105. Giving effect to the above scheme would not only further the cause of the Act but would attain greater efficiency, and accuracy in the decision-making process, which in turn would serve the larger public purpose. It shall also ensure greater and more effective access to information, which would result in making the invocation of right to information more objective and meaningful.

49.As per Section 19 of the Right to Information Act, 2005, the State Information Commission is a Tribunal vested with the Appeal power to decide the appeal as per decision Poornaprajna House Building Co-operative Society Ltd. v. Karnataka Information Commissioner & Ors, AIR 2007 KARNATAKA 136.

50.No wonder, the Chief of the State Information Commission is a creation of statute and his powers are restricted to the provisions of the Right to Information Act.
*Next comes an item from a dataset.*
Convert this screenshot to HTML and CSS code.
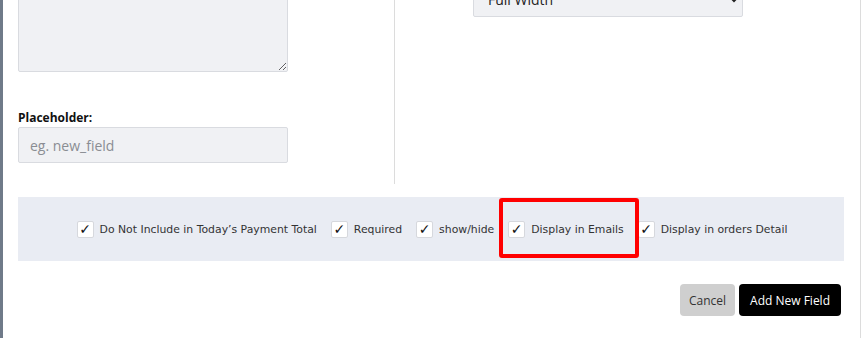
FILE: index.html
```html
<!DOCTYPE html>
<html>
    <head>
        <meta charset="utf-8">
        <title>Add New Field</title>
        <link rel="stylesheet" href="styles.css">
    </head>
    <body>
        <div class="modal">
            <div class="modal-body">
                <div class="form-grid">
                    <div class="form-col left-col">
                        <textarea class="field-textarea"></textarea>
                        <label class="field-label">Placeholder:</label>
                        <input class="field-input" type="text" placeholder="eg. new_field">
                    </div>
                    <div class="form-col right-col">
                        <select class="field-select">
                            <option>Full Width</option>
                        </select>
                    </div>
                </div>

                <div class="options-panel">
                    <label class="option"><span class="check">&#10003;</span>Do Not Include in Today’s Payment Total</label>
                    <label class="option"><span class="check">&#10003;</span>Required</label>
                    <label class="option"><span class="check">&#10003;</span>show/hide</label>
                    <label class="option highlighted"><span class="check">&#10003;</span>Display in Emails</label>
                    <label class="option"><span class="check">&#10003;</span>Display in orders Detail</label>
                </div>

                <div class="actions">
                    <button class="btn cancel-btn">Cancel</button>
                    <button class="btn add-btn">Add New Field</button>
                </div>
            </div>
        </div>
    </body>
</html>
```

FILE: styles.css
```css
* {
    box-sizing: border-box;
}
body {
    margin: 0px;
    padding: 0px;
    background-color: #ffffff;
    font-family: 'Open Sans', sans-serif;
    overflow: hidden;
}

.modal {
    width: 861px;
    height: 338px;
    border-left: 3px solid #6f7a89;
    border-right: 1px solid #dcdcdc;
    background-color: white;
    display: flow-root;
    overflow: hidden;
}

.modal-body {
    padding-left: 15px;
    padding-right: 16px;
}

.form-grid {
    display: flex;
    margin-top: -30px;
    height: 214px;
}

.form-col {
    display: flex;
    flex-direction: column;
}

.left-col {
    width: 377px;
    border-right: 1px solid #dcdcdc;
}

.right-col {
    padding-left: 78px;
    padding-top: 11px;
}

.field-textarea {
    width: 270px;
    height: 91px;
    margin: 11px 0 0 0;
    background-color: #f0f1f4;
    border: 1px solid #d9dbe0;
    border-radius: 2px;
    resize: vertical;
}

.field-label {
    margin-top: 37px;
    font-size: 12px;
    font-weight: bold;
    color: #111;
    line-height: 18px;
    height: 18px;
}

.field-input {
    width: 270px;
    height: 36px;
    padding-left: 11px;
    background-color: #f0f1f4;
    border: 1px solid #d9dbe0;
    border-radius: 2px;
    font-family: 'Open Sans', sans-serif;
    font-size: 14px;
}

.field-input::placeholder {
    color: #8a8d93;
}

.field-select {
    width: 270px;
    height: 36px;
    padding-left: 10px;
    background-color: #f0f1f4;
    border: 1px solid #d9dbe0;
    border-radius: 2px;
    font-family: 'Open Sans', sans-serif;
    font-size: 14px;
    color: #222;
}

.options-panel {
    margin-top: 13px;
    height: 64px;
    background-color: #e9ecf3;
    display: flex;
    justify-content: center;
    align-items: center;
    gap: 14px;
    padding-left: 2px;
}

.option {
    display: flex;
    align-items: center;
    gap: 6px;
    font-family: 'DejaVu Sans', sans-serif;
    font-size: 10.85px;
    color: #333;
}

.check {
    width: 17px;
    height: 17px;
    background-color: white;
    border: 1px solid #d6d8dd;
    border-radius: 2px;
    display: flex;
    align-items: center;
    justify-content: center;
    font-size: 14px;
    font-weight: bold;
    color: #111;
}

.highlighted {
    position: relative;
}

.highlighted::after {
    content: "";
    position: absolute;
    left: -9px;
    right: -15px;
    top: -23px;
    bottom: -20px;
    border: 4px solid #ff0000;
    border-radius: 3px;
}

.actions {
    display: flex;
    justify-content: flex-end;
    gap: 4px;
    margin-top: 23px;
    padding-right: 3px;
}

.btn {
    height: 32px;
    padding: 0 9px;
    border: none;
    border-radius: 4px;
    font-family: 'Open Sans', sans-serif;
    font-size: 12px;
}

.cancel-btn {
    background-color: #cfcfcf;
    color: #333;
}

.add-btn {
    padding: 0 11px;
    background-color: #000;
    color: white;
}
```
51.Ordinarily, as a Rule of Practice, whenever Writ is sought challenging the orders of Information Commission or of the Tribunal, the Commission/Tribunal always must be a necessary party to the Writ Petition, in our considered view. Moreover, the presence of the Commission may be necessary for a complete and comprehensive ultimate decision on the issues involved in the proceedings. However, in the present Writ proceedings before this Court, the Tamil Nadu Information Commission, Chennai, is not arrayed as a Party/Respondent by the Writ Petitioner/Registrar General, High Court of Madras, when the orders passed by the Tamil Nadu Information Commission dated 02.07.2012, are challenged before this Court. In fact, even when the orders of the Tamil Nadu Information Commission, Chennai, are challenged by the aggrieved party, in the Writ proceedings before this Court, either for the purpose of calling for the records or otherwise, we opined that the said Information Commission must necessarily be made as a proper/formal party for an effective and efficacious binding adjudication to avoid plurality/multiplicity of proceedings, in the subject matter in issue. Accordingly, we direct the Petitioner/Registrar General, High Court of Madras, in future, to implead the Tamil Nadu Information Commission, Chennai, as a party to the Writ proceedings, in the event of a challenge is made to the orders passed by the said Commission.

52.However, it is to be remembered that there is no provision in the Right to Information Act, 2005, for the Review of the orders passed by the Information Commission as per decision Capt. V.K.Sehgal, Chandigarh, Vs. Public Information Officer, O/O. The Director, Sainik Welfare, Punjab, (2008) 1 ID 25 (State Information Commission, Punjab).

53.The ingredients of Section 22 of the Right to Information Act envisages that the provisions of this Act shall have effect notwithstanding anything inconsistent therewith contained in the Official Secrets Act, 1923 (19 of 1923), and any other law for the time being in force or in any instrument having effect by virtue of any law other than this Act.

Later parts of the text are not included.